Another factor is the development of electronic commerce. “Although a multilingual web may be desirable on moral and ethical grounds, such high ideals are not enough to make it other than a reality on a small-scale. As well as the appropriate technology being available so that the non-English speaker can go, there is the impact of 'electronic commerce' as a major force that may make multilingualism the most natural path for cyberspace. Sellers of products and services in the virtual global marketplace into which the internet is developing must be prepared to deal with a virtual world that is just as multilingual as the physical world. If they want to be successful, they had better make sure they are speaking the languages of their customers!"

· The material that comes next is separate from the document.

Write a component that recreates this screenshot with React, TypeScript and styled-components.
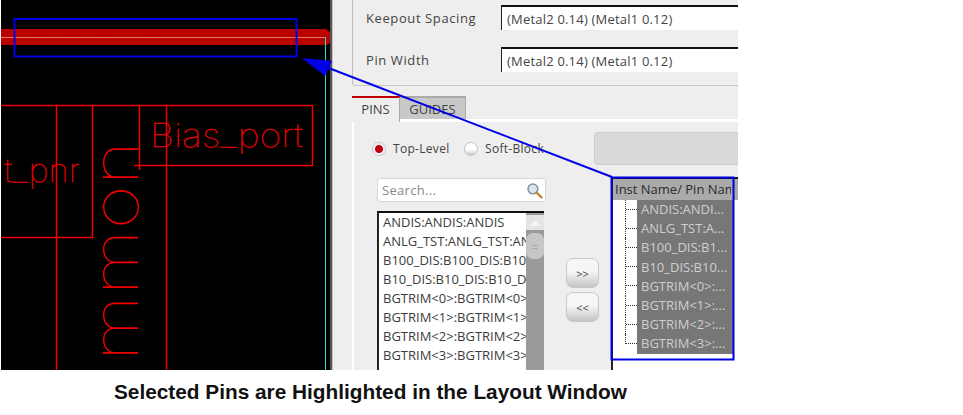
import styled, { createGlobalStyle } from "styled-components";

const LIST_ITEMS = [
  "ANDIS:ANDIS:ANDIS",
  "ANLG_TST:ANLG_TST:ANLG_TST",
  "B100_DIS:B100_DIS:B100_DIS",
  "B10_DIS:B10_DIS:B10_DIS",
  "BGTRIM<0>:BGTRIM<0>:BGTRIM<0>",
  "BGTRIM<1>:BGTRIM<1>:BGTRIM<1>",
  "BGTRIM<2>:BGTRIM<2>:BGTRIM<2>",
  "BGTRIM<3>:BGTRIM<3>:BGTRIM<3>",
];

const TREE_ITEMS = [
  "ANDIS:ANDI...",
  "ANLG_TST:A...",
  "B100_DIS:B1...",
  "B10_DIS:B10...",
  "BGTRIM<0>:...",
  "BGTRIM<1>:...",
  "BGTRIM<2>:...",
  "BGTRIM<3>:...",
];

function LayoutDrawing() {
  return (
    <Canvas viewBox="1 0 329 370">
      <rect x="0" y="29" width="327" height="16" fill="#bb0000" />
      <path d="M327 30 L330 32 V43 L327 45 Z" fill="#bb0000" />
      <path d="M0 37.5 H326" stroke="#e07a6a" strokeWidth="1" />
      <path d="M37 37 v1 M67 37 v1 M101 37 v1 M156 37 v1" stroke="#50d050" strokeWidth="1" />
      <path d="M325.5 37 V370" stroke="#20e0d8" strokeWidth="1" />
      <g stroke="#ee0000" strokeWidth="1.5" fill="none">
        <path d="M0 105.5 H312.5 V165.5 H134" />
        <path d="M56.5 105 V370" />
        <path d="M92.5 105 V237.5 H0" />
        <path d="M139.5 105 V170" />
        <path d="M166.5 105 V370" />
      </g>
      <BiasText x="150" y="147" textLength="153" lengthAdjust="spacingAndGlyphs">
        Bias_port
      </BiasText>
      <BiasText x="4" y="182" textLength="76" lengthAdjust="spacingAndGlyphs">
        t_pnr
      </BiasText>
      <VerticalText
        transform="translate(138 361) rotate(-90)"
        textLength="220"
        lengthAdjust="spacingAndGlyphs"
      >
        mmon
      </VerticalText>
    </Canvas>
  );
}

function SearchIcon() {
  return (
    <svg width="17" height="17" viewBox="0 0 16 16">
      <circle cx="6.5" cy="6.5" r="4.6" fill="#dce6f0" stroke="#7f93a8" strokeWidth="1.4" />
      <path d="M10 10 L14.5 14.5" stroke="#c88a3a" strokeWidth="2.4" strokeLinecap="round" />
    </svg>
  );
}

function Annotations() {
  return (
    <Overlay viewBox="0 0 738 370">
      <g fill="none" stroke="#0000e6" strokeWidth="2">
        <rect x="14.5" y="19" width="282" height="37.5" />
        <rect x="611.5" y="177.5" width="122" height="182" />
        <path d="M326 67 L612 177" />
      </g>
      <path d="M302 58 L332 61 L325 76 Z" fill="#0000e6" />
    </Overlay>
  );
}

export default function App() {
  return (
    <>
      <GlobalStyle />
      <Page>
        <Figure>
          <CanvasColumn>
            <LayoutDrawing />
          </CanvasColumn>
          <Panel>
            <ConstraintFrame>
              <FieldRow>
                <FieldLabel>Keepout Spacing</FieldLabel>
                <FieldInput>(Metal2 0.14) (Metal1 0.12)</FieldInput>
              </FieldRow>
              <FieldRow>
                <FieldLabel>Pin Width</FieldLabel>
                <FieldInput>(Metal2 0.14) (Metal1 0.12)</FieldInput>
              </FieldRow>
            </ConstraintFrame>
            <TabBar>
              <Tab $active>PINS</Tab>
              <Tab>GUIDES</Tab>
            </TabBar>
            <TabBody>
              <RadioRow>
                <Radio $checked />
                <RadioLabel>Top-Level</RadioLabel>
                <Radio />
                <RadioLabel>Soft-Block</RadioLabel>
                <DisabledButton />
              </RadioRow>
              <Columns>
                <PinColumn>
                  <SearchBox>
                    <span>Search...</span>
                    <SearchIcon />
                  </SearchBox>
                  <ListBox>
                    <ListItems>
                      {LIST_ITEMS.map((item) => (
                        <ListItem key={item}>{item}</ListItem>
                      ))}
                    </ListItems>
                    <ScrollTrack>
                      <ScrollUp>
                        <ScrollArrow />
                      </ScrollUp>
                      <ScrollThumb />
                    </ScrollTrack>
                  </ListBox>
                </PinColumn>
                <MoveButtons>
                  <MoveButton>&gt;&gt;</MoveButton>
                  <MoveButton>&lt;&lt;</MoveButton>
                </MoveButtons>
                <Tree>
                  <TreeHeader>
                    <HeaderCell>Inst Name/ Pin Name</HeaderCell>
                  </TreeHeader>
                  {TREE_ITEMS.map((item, i) => (
                    <TreeRow key={item}>
                      <Connector $last={i === TREE_ITEMS.length - 1} />
                      <SelectedCell>{item}</SelectedCell>
                    </TreeRow>
                  ))}
                </Tree>
              </Columns>
            </TabBody>
          </Panel>
          <Annotations />
        </Figure>
        <Caption>Selected Pins are Highlighted in the Layout Window</Caption>
      </Page>
    </>
  );
}

const GlobalStyle = createGlobalStyle`
  html, body {
    margin: 0;
    padding: 0;
    background: #ffffff;
  }
`;

const Page = styled.div`
  width: 963px;
  height: 415px;
  overflow: hidden;
  background: #ffffff;
`;

const Figure = styled.div`
  position: relative;
  display: flex;
  width: 738px;
  height: 370px;
  overflow: hidden;
`;

const CanvasColumn = styled.div`
  flex: none;
  width: 329px;
  height: 370px;
  padding-left: 1px;
  background: #ffffff;
  border-right: 2px solid #555555;
`;

const Canvas = styled.svg`
  display: block;
  width: 329px;
  height: 370px;
  background: #000000;
`;

const BiasText = styled.text`
  font-family: "Inter", "Liberation Sans", sans-serif;
  font-weight: 100;
  font-size: 32px;
  fill: #f00000;
  stroke: #f00000;
  stroke-width: 0.3px;
`;

const VerticalText = styled.text`
  font-family: "Inter", "Liberation Sans", sans-serif;
  font-weight: 100;
  font-size: 64px;
  fill: #f00000;
`;

const Overlay = styled.svg`
  position: absolute;
  left: 0;
  top: 0;
  width: 738px;
  height: 370px;
  pointer-events: none;
`;

const Panel = styled.div`
  flex: 1;
  min-width: 0;
  background: #eeeeee;
  border-left: 1px solid #c4c4c4;
  overflow: hidden;
  font-family: "Open Sans", "Liberation Sans", sans-serif;
  font-size: 13px;
  color: #444444;
`;

const ConstraintFrame = styled.div`
  box-sizing: border-box;
  display: flex;
  flex-direction: column;
  gap: 17px;
  height: 86px;
  margin-left: 19px;
  padding: 5px 0 0 13px;
  border-left: 1px solid #bdbdbd;
  border-bottom: 1px solid #c8c8c8;
  border-bottom-left-radius: 4px;
`;

const FieldRow = styled.div`
  display: flex;
  align-items: center;
`;

const FieldLabel = styled.div`
  flex: none;
  width: 135px;
  letter-spacing: 0.6px;
`;

const FieldInput = styled.div`
  flex: 1;
  box-sizing: border-box;
  height: 25px;
  padding: 2px 0 0 5px;
  line-height: 20px;
  letter-spacing: 0.2px;
  background: #ffffff;
  border-top: 2px solid #111111;
  border-left: 1px solid #222222;
`;

const TabBar = styled.div`
  display: flex;
  height: 23px;
  margin: 10px 0 0 19px;
`;

const Tab = styled.div<{ $active?: boolean }>`
  position: relative;
  box-sizing: border-box;
  display: flex;
  align-items: center;
  justify-content: center;
  width: ${(p) => (p.$active ? "48px" : "66px")};
  height: ${(p) => (p.$active ? "26px" : "23px")};
  padding-bottom: ${(p) => (p.$active ? "3px" : "0")};
  background: ${(p) => (p.$active ? "#eeeeee" : "#c8c8c8")};
  border-top: 2px solid ${(p) => (p.$active ? "#c00000" : "#aaaaaa")};
  border-right: 1px solid #aaaaaa;
`;

const TabBody = styled.div`
  margin-left: 19px;
  height: 260px;
  border-top: 3px solid #ffffff;
  border-left: 2px solid #ffffff;
`;

const RadioRow = styled.div`
  display: flex;
  align-items: center;
  height: 31px;
  margin-top: 11px;
  padding-left: 18px;
`;

const Radio = styled.span<{ $checked?: boolean }>`
  flex: none;
  box-sizing: border-box;
  width: 14px;
  height: 14px;
  margin-top: 1px;
  border-radius: 50%;
  border: 1px solid #c4c4c4;
  background: ${(p) =>
    p.$checked
      ? "radial-gradient(circle, #c00010 0 3.5px, #f4f4f4 4.5px)"
      : "linear-gradient(#ffffff 55%, #c8c8c8)"};
`;

const RadioLabel = styled.span`
  flex: none;
  width: 71px;
  margin-left: 7px;
  font-size: 12px;
  letter-spacing: 0.3px;
  white-space: nowrap;
`;

const DisabledButton = styled.div`
  flex: none;
  width: 160px;
  height: 31px;
  margin-left: 38px;
  background: #d9d9d9;
  border: 1px solid #cccccc;
  border-radius: 4px;
`;

const Columns = styled.div`
  display: flex;
  margin-top: 14px;
  padding-left: 23px;
`;

const PinColumn = styled.div`
  flex: none;
  display: flex;
  flex-direction: column;
  width: 169px;
  gap: 9px;
`;

const SearchBox = styled.div`
  box-sizing: border-box;
  display: flex;
  align-items: center;
  justify-content: space-between;
  height: 24px;
  padding: 0 2px 0 4px;
  background: #ffffff;
  border: 1px solid #d8d8d8;
  border-radius: 3px;
  letter-spacing: 0.3px;
  color: #888888;
`;

const ListBox = styled.div`
  display: flex;
  width: 167px;
  height: 170px;
  box-sizing: border-box;
  background: #ffffff;
  border-top: 2px solid #111111;
  border-left: 2px solid #222222;
`;

const ListItems = styled.div`
  flex: 1;
  min-width: 0;
  overflow: hidden;
`;

const ListItem = styled.div`
  height: 19px;
  padding-left: 4px;
  line-height: 19px;
  white-space: nowrap;
  color: #3c3c3c;
`;

const ScrollTrack = styled.div`
  flex: none;
  width: 18px;
  background: #9a9a9a;
  padding-top: 2px;
`;

const ScrollUp = styled.div`
  display: flex;
  align-items: center;
  justify-content: center;
  height: 15px;
  background: #e4e4e4;
`;

const ScrollArrow = styled.span`
  width: 0;
  height: 0;
  border-left: 5px solid transparent;
  border-right: 5px solid transparent;
  border-bottom: 6px solid #f6f6f6;
`;

const ScrollThumb = styled.div`
  height: 26px;
  margin-top: 3px;
  border-radius: 7px;
  background: repeating-linear-gradient(#c6c6c6 0 2px, #a8a8a8 2px 3px) center / 6px 6px no-repeat, #c6c6c6;
`;

const MoveButtons = styled.div`
  flex: none;
  display: flex;
  flex-direction: column;
  gap: 4px;
  margin: 80px 0 0 20px;
`;

const MoveButton = styled.div`
  box-sizing: border-box;
  display: flex;
  align-items: center;
  justify-content: center;
  width: 33px;
  height: 30px;
  font-size: 11px;
  color: #444444;
  border: 1px solid #c8c8c8;
  border-radius: 7px;
  background: linear-gradient(#f6f6f6 45%, #c4c4c4);
`;

const Tree = styled.div`
  flex: none;
  width: 125px;
  height: 200px;
  margin: -1px 0 0 12px;
  background: #ffffff;
  border-top: 2px solid #111111;
  border-left: 2px solid #222222;
`;

const TreeHeader = styled.div`
  height: 21px;
  background: #aaaaaa;
  color: #2c2c2c;
  line-height: 21px;
`;

const HeaderCell = styled.div`
  width: 118px;
  padding-left: 2px;
  box-sizing: border-box;
  white-space: nowrap;
  overflow: hidden;
`;

const TreeRow = styled.div`
  display: flex;
  width: 120px;
  height: 19.2px;
`;

const Connector = styled.span<{ $last: boolean }>`
  flex: none;
  box-sizing: border-box;
  width: 12px;
  height: ${(p) => (p.$last ? "50%" : "100%")};
  margin-left: 12px;
  border-left: 1px dotted #333333;
  &::after {
    content: "";
    display: block;
    height: 9.6px;
    border-bottom: 1px dotted #333333;
    box-sizing: border-box;
  }
`;

const SelectedCell = styled.span`
  flex: 1;
  min-width: 0;
  padding-left: 4px;
  background: #777777;
  color: #cfcfcf;
  line-height: 19.2px;
  white-space: nowrap;
  overflow: hidden;
`;

const Caption = styled.div`
  padding: 10px 0 0 114px;
  font-family: "Liberation Sans", Arial, sans-serif;
  font-weight: 700;
  font-size: 20.8px;
  line-height: 24px;
  color: #111111;
  white-space: nowrap;
`;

Founder of Euro-Marketing Associates and its virtual branch Global Reach, Bill Dunlap championed the assets of e-commerce in Europe among his fellow compatriots in the U.S., promoting the internationalization and localization of their websites. He wrote in December 1998: "There are so few people in the U.S. interested in communicating in many languages -- most Americans are still under the delusion that the rest of the world speaks English. However, in Europe, the countries are small enough so that an international perspective has been necessary for centuries."

Peter Raggett, deputy-head (and then head) of the Central Library of OECD (Organization for Economic Cooperation and Development), wrote in August 1999: "I think it is incumbent on European organizations and businesses to try and offer websites in three or four languages if resources permit. In this age of globalization and electronic commerce, businesses are finding that they are doing business across many countries. Allowing French, German, Japanese speakers to easily read one's website as well as English speakers will give a business a competitive edge in the domain of electronic trading."